Our nation today is filled with the children walking away from the faith. I hear it all the time. I hear it from brothers here, pastors here in this group here. So many of our children, so many have abandoned faith. What is this but the judgment of God?
What is this but an indication of the weakness of the faith the weakness of our faith? We are broken brothers. We are a broken people We we don't know it either. We're to Laodicean to recognize our brokenness remember reading a story of a pastor in North Carolina who said if his son comes out of the closet and proclaims himself to be gay, he's going to celebrate. Well, see, this is the American church.
The American church is wounded full of pussy sores, And we have all these ministries, and we have the Supreme Court of the United States that have ministry of carving happy faces and open sores. That's what they're doing. Just turning it into a big gay event, a huge celebration. Well, that's the way that the American church looks at sin. And brothers, I think the the antidote has got to be more mourning.
I just mean more sackcloth and ashes. I'm tempted to bring a different church shirt to church every morning and just rip the church shirt. Every every every sermon, just rip it. Every sermon for an entire year. I think we just need more of a time of mourning because blessed are they who mourn for they shall be comforted.
Blessed are they who mourn for they shall be, We need weeping, we need sackcloth and ashes in this church. It is so broken down. Brothers, do we understand how broken we are? We've seen it. We've seen the extent of the apostasy in our children's lives, or our brothers' lives, our sisters, our mothers, our fathers, our families, our friends.
Have we seen the turning away from the faith that's occurred in this nation? Blessed are they who mourn, for they shall be comforted. And then finally, the Church of L eo to see us to buy gold. What does that mean to buy gold? Here's what it means to buy gold.
It means to buy gold is to take everything you've ever earned in your entire life, all $35, 000 of it, and buy a ticket to Saudi Arabia, a one-way ticket, and open up a street ministry on the streets of Saudi Arabia, until they take you, they arrest you, and they put you to death. Just one example. Take everything you own and buy gold from Jesus and suffer. We brothers, we need to suffer. We need to give our lives up.

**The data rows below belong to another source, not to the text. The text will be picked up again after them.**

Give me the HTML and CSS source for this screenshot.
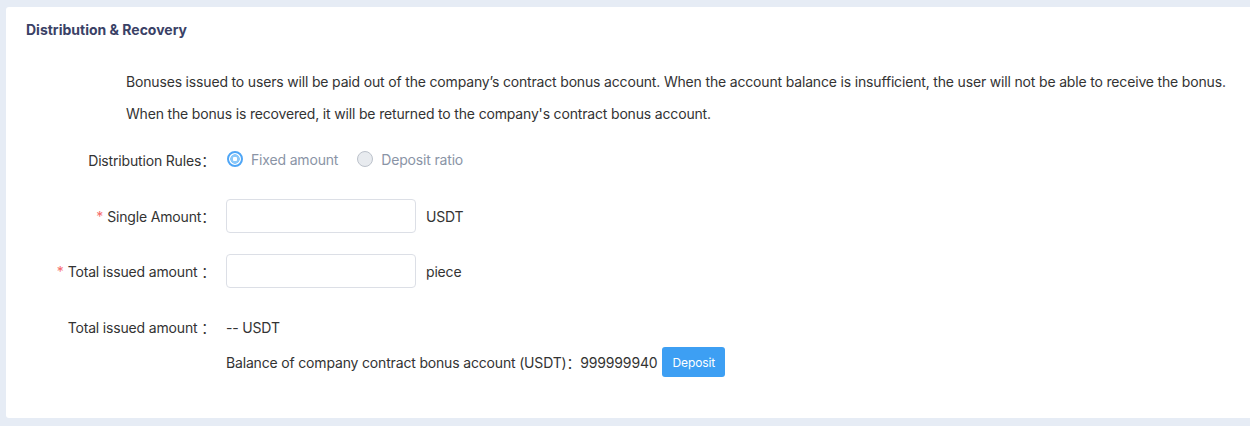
FILE: index.html
```html
<!DOCTYPE html>
<html>
<head>
<meta charset="utf-8">
<link rel="stylesheet" href="styles.css">
</head>
<body>
<div class="card">
  <div class="card-title">Distribution &amp; Recovery</div>
  <div class="desc">
    <p>Bonuses issued to users will be paid out of the company’s contract bonus account. When the account balance is insufficient, the user will not be able to receive the bonus.</p>
    <p>When the bonus is recovered, it will be returned to the company's contract bonus account.</p>
  </div>
  <div class="form">
    <div class="row row-rules">
      <div class="label">Distribution Rules：</div>
      <div class="content radios">
        <label class="radio"><span class="dot checked"></span><span class="radio-text">Fixed amount</span></label>
        <label class="radio"><span class="dot"></span><span class="radio-text">Deposit ratio</span></label>
      </div>
    </div>
    <div class="row row-input">
      <div class="label"><span class="req">*</span>Single Amount：</div>
      <div class="content"><span class="input"></span><span class="unit">USDT</span></div>
    </div>
    <div class="row row-input">
      <div class="label"><span class="req">*</span>Total issued amount ：</div>
      <div class="content"><span class="input"></span><span class="unit">piece</span></div>
    </div>
    <div class="row row-text">
      <div class="label">Total issued amount ：</div>
      <div class="content">-- USDT</div>
    </div>
    <div class="row row-balance">
      <div class="label"></div>
      <div class="content">Balance of company contract bonus account (USDT)：999999940<button class="btn">Deposit</button></div>
    </div>
  </div>
</div>
</body>
</html>
```
FILE: styles.css
```css
html, body {
  margin: 0;
  padding: 0;
  background: #e6ecf5;
  font-family: Inter, "Noto Sans CJK SC", sans-serif;
  color: #333;
  font-size: 14px;
  letter-spacing: -0.17px;
}
.card {
  margin: 7px 0 0 6px;
  width: 1250px;
  height: 411px;
  background: #fff;
  border-radius: 3px;
  box-sizing: border-box;
}
.card-title {
  padding: 13px 20px 0;
  line-height: 20px;
  font-weight: 700;
  color: #3a4166;
  font-size: 14px;
  letter-spacing: 0;
}
.desc {
  margin-top: 26px;
  padding-left: 120px;
}
.desc p {
  margin: 0;
  line-height: 32px;
  color: #333;
}
.form {
  margin-top: 14px;
}
.row {
  display: flex;
  align-items: center;
}
.label {
  width: 209px;
  flex: none;
  text-align: right;
  white-space: nowrap;
  color: #333;
}
.req {
  color: #f56c6c;
  margin-right: 4px;
}
.content {
  margin-left: 11px;
  display: flex;
  align-items: center;
  white-space: nowrap;
}
.row-rules { height: 32px; }
.row-input { height: 34px; }
.row-rules + .row-input { margin-top: 23px; }
.row-input + .row-input { margin-top: 21px; }
.row-text { height: 32px; margin-top: 23px; }
.row-balance { height: 32px; margin-top: 3px; }
.radio {
  display: flex;
  align-items: center;
  margin-right: 18px;
  margin-left: 1px;
}
.dot {
  width: 16px;
  height: 16px;
  border-radius: 50%;
  box-sizing: border-box;
  border: 1px solid #bcc2cb;
  background: #e8ebef;
  margin-right: 8px;
  margin-top: -2px;
}
.dot.checked {
  border: 2px solid #4fa6f6;
  background: radial-gradient(circle, #fff 0 2px, #8ac8fa 2.5px 4.5px, #fff 5px);
}
.radio-text {
  color: #8a94a6;
  margin-top: -2px;
}
.input {
  display: block;
  width: 190px;
  height: 34px;
  box-sizing: border-box;
  border: 1px solid #dcdfe6;
  border-radius: 4px;
}
.unit {
  margin-left: 10px;
}
.btn {
  margin-left: 5px;
  height: 30px;
  padding: 0 10px;
  border: none;
  border-radius: 3px;
  background: #3d9ff3;
  color: #fff;
  font-family: Inter, sans-serif;
  font-size: 12px;
  letter-spacing: -0.1px;
}
```
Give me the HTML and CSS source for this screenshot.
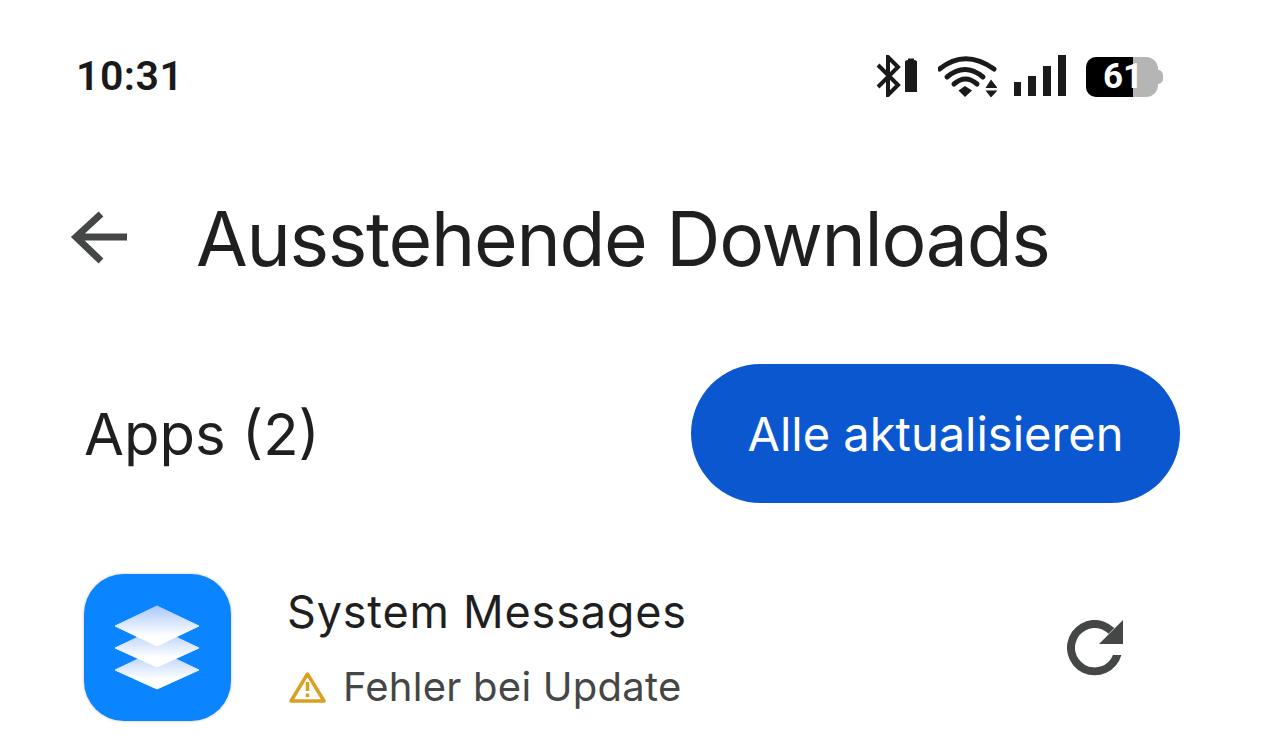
FILE: index.html
```html
<!DOCTYPE html>
<html lang="de">
<head>
<meta charset="utf-8">
<title>Ausstehende Downloads</title>
<link rel="stylesheet" href="styles.css">
</head>
<body>
<div class="screen">
  <header class="status">
    <span class="time">10:31</span>
    <div class="status-icons">
      <svg class="ic-bt" width="41" height="42" viewBox="0 0 41 42">
        <path d="M2 10 L22 30 L12 40 V2 L22 12 L2 32" fill="none" stroke="#1a1a1a" stroke-width="4"/>
        <path d="M29 7 Q29 5 32 5 V3.500 H38 V5 Q41 5 41 7 V37 H29Z" fill="#1a1a1a"/>
      </svg>
      <svg class="ic-wifi" width="59" height="42" viewBox="0 0 59 42">
        <path d="M1.500 14 Q27 -6.600 56 14" fill="none" stroke="#1a1a1a" stroke-width="5" stroke-linecap="round"/>
        <path d="M9 22 Q27 7 45 22" fill="none" stroke="#1a1a1a" stroke-width="5" stroke-linecap="round"/>
        <path d="M16 29 Q27.500 19 39 29" fill="none" stroke="#1a1a1a" stroke-width="5" stroke-linecap="round"/>
        <path d="M27 31 L34 35.500 L27 42 L20.500 35.500Z" fill="#1a1a1a"/>
        <path d="M53 24.500 L59.500 33 H47.500Z M47.500 35.500 H59.500 L53 42.500Z" fill="#1a1a1a"/>
      </svg>
      <svg class="ic-signal" width="53" height="42" viewBox="0 0 53 42">
        <path d="M1 27 H8 V41 H1Z M15 21 H23 V41 H15Z M30 11 H38 V41 H30Z M45 0 H53 V41 H45Z" fill="#1a1a1a"/>
      </svg>
      <div class="battery">
        <div class="battery-body">
          <div class="battery-fill"></div>
          <span class="battery-num">61</span>
        </div>
        <div class="battery-cap"></div>
      </div>
    </div>
  </header>

  <div class="appbar">
    <svg class="back" width="58" height="54" viewBox="0 0 58 54">
      <path d="M57 26 H6 M31 3 L6 26 L31 50" fill="none" stroke="#444746" stroke-width="7"/>
    </svg>
    <h1 class="title">Ausstehende Downloads</h1>
  </div>

  <div class="section">
    <span class="section-label">Apps (2)</span>
    <button class="update-all">Alle aktualisieren</button>
  </div>

  <div class="app-row">
    <div class="app-icon">
      <svg width="147" height="147" viewBox="0 0 147 147">
        <defs>
          <linearGradient id="layer" x1="0" y1="0" x2="0" y2="1">
            <stop offset="0" stop-color="#a9c8fb"/>
            <stop offset="0.75" stop-color="#ffffff"/>
          </linearGradient>
        </defs>
        <path d="M73 76 L115 96 L73 115 L31 96Z" fill="url(#layer)" stroke="url(#layer)" stroke-linejoin="round"/>
        <path d="M73 54 L115 74 L73 93 L31 74Z" fill="url(#layer)" stroke="url(#layer)" stroke-linejoin="round"/>
        <path d="M73 32 L115 52 L73 72 L31 52Z" fill="url(#layer)" stroke="url(#layer)" stroke-linejoin="round"/>
      </svg>
    </div>
    <div class="app-text">
      <div class="app-name">System Messages</div>
      <div class="app-status">
        <svg class="warn" width="37" height="32" viewBox="0 0 37 32">
          <path d="M18.500 3 L35 30 H2Z" fill="none" stroke="#d9a021" stroke-width="3.500" stroke-linejoin="round"/>
          <path d="M18.500 11 V20 M18.500 22.500 V26" fill="none" stroke="#d9a021" stroke-width="3.500"/>
        </svg>
        <span>Fehler bei Update</span>
      </div>
    </div>
    <svg class="retry" width="58" height="58" viewBox="0 0 58 58">
      <path d="M55.400 35 A27.700 27.700 0 1 1 48.300 8.100 L42.600 13.800 A19.700 19.700 0 1 0 47 35Z" fill="#444746"/>
      <path d="M57 0 V24 H33Z" fill="#444746"/>
    </svg>
  </div>
</div>
</body>
</html>
```
FILE: styles.css
```css
* { box-sizing: border-box; }
html, body { margin: 0; padding: 0; }
body {
  width: 1262px;
  height: 755px;
  overflow: hidden;
  background: #fff;
  font-family: Inter, sans-serif;
  color: #1f1f1f;
}
.screen { display: flex; flex-direction: column; height: 755px; }

.status {
  height: 42px;
  margin-top: 55px;
  padding: 0 99px 0 76px;
  display: flex;
  align-items: center;
  justify-content: space-between;
}
.time {
  font-family: Roboto, sans-serif;
  font-weight: 600;
  font-size: 41px;
  letter-spacing: 0.5px;
  color: #1a1a1a;
}
.status-icons { display: flex; align-items: flex-start; }
.ic-wifi { margin-left: 21px; }
.ic-signal { margin-left: 16px; }
.battery {
  display: flex;
  align-items: center;
  margin: 2px 0 0 20px;
}
.battery-body {
  position: relative;
  width: 72px;
  height: 40px;
  background: #b5b5b5;
  border-radius: 10px 12px 12px 10px;
}
.battery-cap {
  width: 5px;
  height: 14px;
  background: #b5b5b5;
  border-radius: 0 5px 5px 0;
}
.battery-fill {
  width: 47px;
  height: 40px;
  background: #000;
  border-radius: 10px 0 0 10px;
}
.battery-num {
  position: absolute;
  left: 17px;
  top: 0;
  font-family: Roboto, sans-serif;
  font-weight: 700;
  font-size: 35px;
  line-height: 40px;
  color: #fff;
}

.appbar {
  display: flex;
  align-items: center;
  margin-top: 114px;
  padding-left: 70px;
  height: 54px;
}
.title {
  margin: 0 0 0 68px;
  font-weight: 400;
  font-size: 75px;
  letter-spacing: -1.3px;
  color: #1f1f1f;
}

.section {
  display: flex;
  align-items: center;
  justify-content: space-between;
  margin-top: 99px;
  padding: 0 82px 0 84px;
}
.section-label { font-size: 58px; color: #1f1f1f; }
.update-all {
  width: 489px;
  height: 139px;
  border: 0;
  border-radius: 70px;
  background: #0b57d0;
  color: #fff;
  font-family: Inter, sans-serif;
  font-size: 47px;
  padding-bottom: 2px;
}

.app-row {
  display: flex;
  align-items: flex-start;
  margin-top: 71px;
  padding-left: 84px;
}
.app-icon {
  width: 147px;
  height: 147px;
  background: #0a84ff;
  border-radius: 40px;
  box-shadow: 0 0 3px rgba(0,0,0,.25);
}
.app-icon svg { display: block; }
.app-text { margin-left: 56px; margin-top: 9px; width: 779px; }
.app-name { font-size: 45px; letter-spacing: 0.8px; line-height: 58px; color: #1f1f1f; }
.app-status {
  display: flex;
  align-items: center;
  gap: 17px;
  margin-top: 24px;
  font-size: 40px;
  letter-spacing: 0.25px;
  line-height: 44px;
  color: #444746;
}
.warn { margin-left: 2px; }
.retry { margin-top: 46px; }
```
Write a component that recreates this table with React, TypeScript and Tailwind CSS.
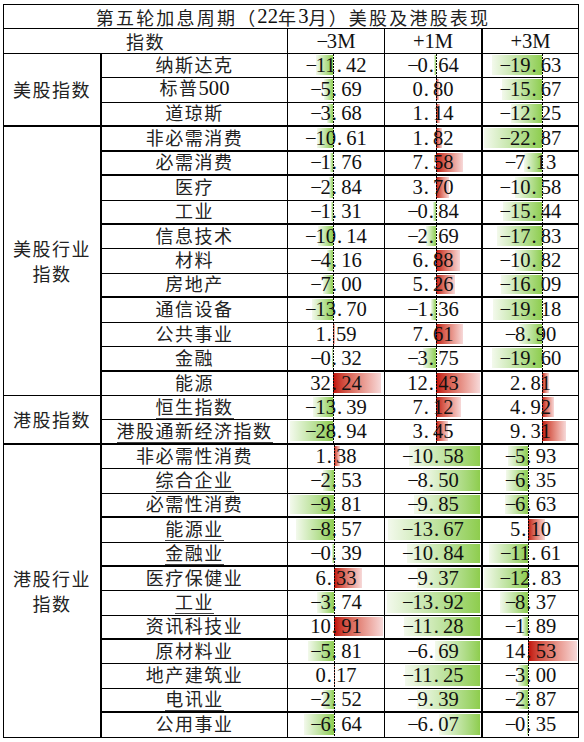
import React from "react";

type RowT = { n: string; v: [number, number, number]; ul?: boolean };
type SecT = { label: string[]; sec: 0 | 1; rows: RowT[]; thickBottom: boolean; span: string };

const AX = [
  [45, 51, 59],
  [46, 95, 45],
];
const SC = [
  [1.5, 3.54, 2.54],
  [4.45, 6.7, 3.4],
];
const SHOW = [
  [true, true, true],
  [true, false, true],
];
const THICK = new Set([3, 4, 5, 7, 10, 13, 16, 19, 21, 24, 27]);

const SECTIONS: SecT[] = [
  {
    label: ["美股指数"],
    sec: 0,
    thickBottom: true,
    span: "row-span-3",
    rows: [
      { n: "纳斯达克", v: [-11.42, -0.64, -19.63] },
      { n: "标普500", v: [-5.69, 0.8, -15.67] },
      { n: "道琼斯", v: [-3.68, 1.14, -12.25] },
    ],
  },
  {
    label: ["美股行业", "指数"],
    sec: 0,
    thickBottom: false,
    span: "row-span-11",
    rows: [
      { n: "非必需消费", v: [-10.61, 1.82, -22.87] },
      { n: "必需消费", v: [-1.76, 7.58, -7.13] },
      { n: "医疗", v: [-2.84, 3.7, -10.58] },
      { n: "工业", v: [-1.31, -0.84, -15.44] },
      { n: "信息技术", v: [-10.14, -2.69, -17.83] },
      { n: "材料", v: [-4.16, 6.88, -10.82] },
      { n: "房地产", v: [-7.0, 5.26, -16.09] },
      { n: "通信设备", v: [-13.7, -1.36, -19.18] },
      { n: "公共事业", v: [1.59, 7.61, -8.9] },
      { n: "金融", v: [-0.32, -3.75, -19.6] },
      { n: "能源", v: [32.24, 12.43, 2.81] },
    ],
  },
  {
    label: ["港股指数"],
    sec: 0,
    thickBottom: true,
    span: "row-span-2",
    rows: [
      { n: "恒生指数", v: [-13.39, 7.12, 4.92], ul: true },
      { n: "港股通新经济指数", v: [-28.94, 3.45, 9.31], ul: true },
    ],
  },
  {
    label: ["港股行业", "指数"],
    sec: 1,
    thickBottom: false,
    span: "row-span-12",
    rows: [
      { n: "非必需性消费", v: [1.38, -10.58, -5.93] },
      { n: "综合企业", v: [-2.53, -8.5, -6.35], ul: true },
      { n: "必需性消费", v: [-9.81, -9.85, -6.63] },
      { n: "能源业", v: [-8.57, -13.67, 5.1], ul: true },
      { n: "金融业", v: [-0.39, -10.84, -11.61], ul: true },
      { n: "医疗保健业", v: [6.33, -9.37, -12.83] },
      { n: "工业", v: [-3.74, -13.92, -8.37], ul: true },
      { n: "资讯科技业", v: [10.91, -11.28, -1.89] },
      { n: "原材料业", v: [-5.81, -6.69, 14.53] },
      { n: "地产建筑业", v: [0.17, -11.25, -3.0] },
      { n: "电讯业", v: [-2.52, -9.39, -2.87], ul: true },
      { n: "公用事业", v: [-6.64, -6.07, -0.35] },
    ],
  },
];

function Mono({ s }: { s: string }) {
  const parts = s.match(/−|\.|[^−.]+/g) ?? [];
  return (
    <span className="inline-flex items-baseline whitespace-nowrap font-['Liberation_Serif',serif] text-[20.6px] leading-none text-[#111]">
      {parts.map((p, i) =>
        p === "." ? (
          <span key={i} className="inline-block w-[10.3px] pl-[1px] text-left">
            .
          </span>
        ) : p === "−" ? (
          <span key={i} className="inline-block tracking-[-1.3px]">
            −
          </span>
        ) : (
          <span key={i}>{p}</span>
        )
      )}
    </span>
  );
}

function Mixed({ s, title }: { s: string; title?: boolean }) {
  const parts = s.match(/[0-9A-Za-z.\-−+]+|[^0-9A-Za-z.\-−+]+/g) ?? [];
  return (
    <>
      {parts.map((p, i) =>
        /^[0-9A-Za-z.\-−+]/.test(p) ? (
          <Mono key={i} s={p} />
        ) : (
          <span
            key={i}
            className={
              title
                ? "font-['Noto_Sans_CJK_SC',sans-serif] text-[18px] leading-none tracking-[2.2px] text-[#222]"
                : "font-['Noto_Sans_CJK_SC',sans-serif] text-[18px] leading-none tracking-[1.5px] text-[#222]"
            }
          >
            {p}
          </span>
        )
      )}
    </>
  );
}

function fmt(v: number) {
  const s = Math.abs(v).toFixed(2);
  return v < 0 ? "−" + s : s;
}

function DataCell({ v, sec, col, thick }: { v: number; sec: number; col: number; thick: boolean }) {
  const axis = AX[sec][col];
  const w = Math.max(1, Math.abs(v) * SC[sec][col]);
  const border = (thick ? "border-b-2 " : "border-b ") + (col === 1 ? "border-r-2" : "border-r");
  return (
    <div className={`relative flex items-center justify-center border-black ${border}`}>
      {v < 0 ? (
        <div
          className="absolute top-[1px] bottom-[2px] bg-linear-to-r from-[#f3f9ec] to-[#8ecd4d]"
          style={{ left: axis - w, width: w }}
        />
      ) : (
        <div
          className="absolute top-[1px] bottom-[2px] bg-linear-to-r from-[#c00000] to-[#f6d9d9]"
          style={{ left: axis, width: w }}
        />
      )}
      {SHOW[sec][col] && (
        <div
          className="absolute top-0 bottom-0 w-px bg-[repeating-linear-gradient(to_bottom,#000_0px,#000_2px,transparent_2px,transparent_3px)]"
          style={{ left: axis }}
        />
      )}
      <span className="relative">
        <Mono s={fmt(v)} />
      </span>
    </div>
  );
}

export default function App() {
  let idx = 0;
  const cells: React.ReactNode[] = [];
  SECTIONS.forEach((s, si) => {
    s.rows.forEach((r, ri) => {
      idx += 1;
      const thick = THICK.has(idx);
      if (ri === 0) {
        cells.push(
          <div
            key={`c${si}`}
            className={`${s.span} flex flex-col items-center justify-center border-r-2 border-black ${
              s.thickBottom ? "border-b-2" : "border-b"
            }`}
          >
            {s.label.map((l, li) => (
              <div
                key={li}
                className="font-['Noto_Sans_CJK_SC',sans-serif] text-[18px] leading-[25px] tracking-[1.5px] text-[#222]"
              >
                {l}
              </div>
            ))}
          </div>
        );
      }
      cells.push(
        <div
          key={`n${idx}`}
          className={`flex items-center justify-center border-r border-black ${thick ? "border-b-2" : "border-b"}`}
        >
          <span className={r.ul ? "border-b border-[#444] pb-[2px] leading-none" : "pb-[3px] leading-none"}>
            <Mixed s={r.n} />
          </span>
        </div>
      );
      r.v.forEach((v, ci) => {
        cells.push(<DataCell key={`d${idx}-${ci}`} v={v} sec={s.sec} col={ci} thick={thick} />);
      });
    });
  });

  return (
    <div className="min-h-[742px] bg-white pl-[3px] pt-[4px]">
      <div className="grid w-[576px] grid-cols-[98px_186px_97px_98px_96px] grid-rows-[24px_25px_24px_25px_24px_25px_24px_25px_24px_24px_25px_24px_25px_24px_25px_24px_24px_25px_24px_25px_24px_25px_24px_24px_25px_24px_24px_25px_24px_25px] border-l border-t border-black">
        <div className="col-span-5 flex items-center justify-center border-r border-b border-black">
          <span className="inline-flex items-center pl-[4px]">
            <Mixed s="第五轮加息周期（22年3月）美股及港股表现" title />
          </span>
        </div>
        <div className="col-span-2 flex items-center justify-center border-r border-b border-black">
          <Mixed s="指数" />
        </div>
        <div className="flex items-center justify-center border-r border-b border-black">
          <Mono s="−3M" />
        </div>
        <div className="flex items-center justify-center border-r-2 border-b border-black">
          <Mono s="+1M" />
        </div>
        <div className="flex items-center justify-center border-r border-b border-black">
          <Mono s="+3M" />
        </div>
        {cells}
      </div>
    </div>
  );
}
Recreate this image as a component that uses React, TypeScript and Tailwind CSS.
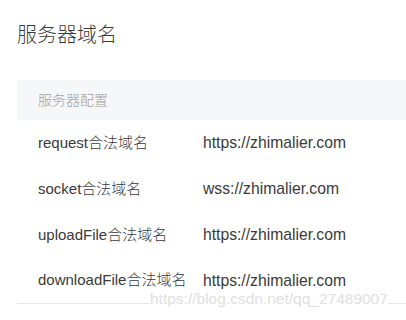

We are rich. We are self-contented. We have immunized ourselves from suffering, persecution. It's time to get out there and get persecuted for Jesus' sake. And the trial of your faith will be more precious than gold.
That's the antidote for the American church and that's what's on my heart. Let me also encourage you to a book that we have put out with an attempt to accentuate the antithesis in education. It's called World Views in Conflict and we worked hard on this for a long time and took a tremendous amount of work and a lot of pushback. It was very difficult to get this published, but I'm thankful that we've got it available now for high school and early college years. I'm hoping God will use this product.
I'm thankful for working with Master's Book, AIG's, publishing arm to get it out. But our attempt is to bring a sharp line of division between the world and Christ when it comes to literature. Because brothers, I tell you, I'm just tired of losing each successive generation in our liberal arts education. So, thank you. God bless you.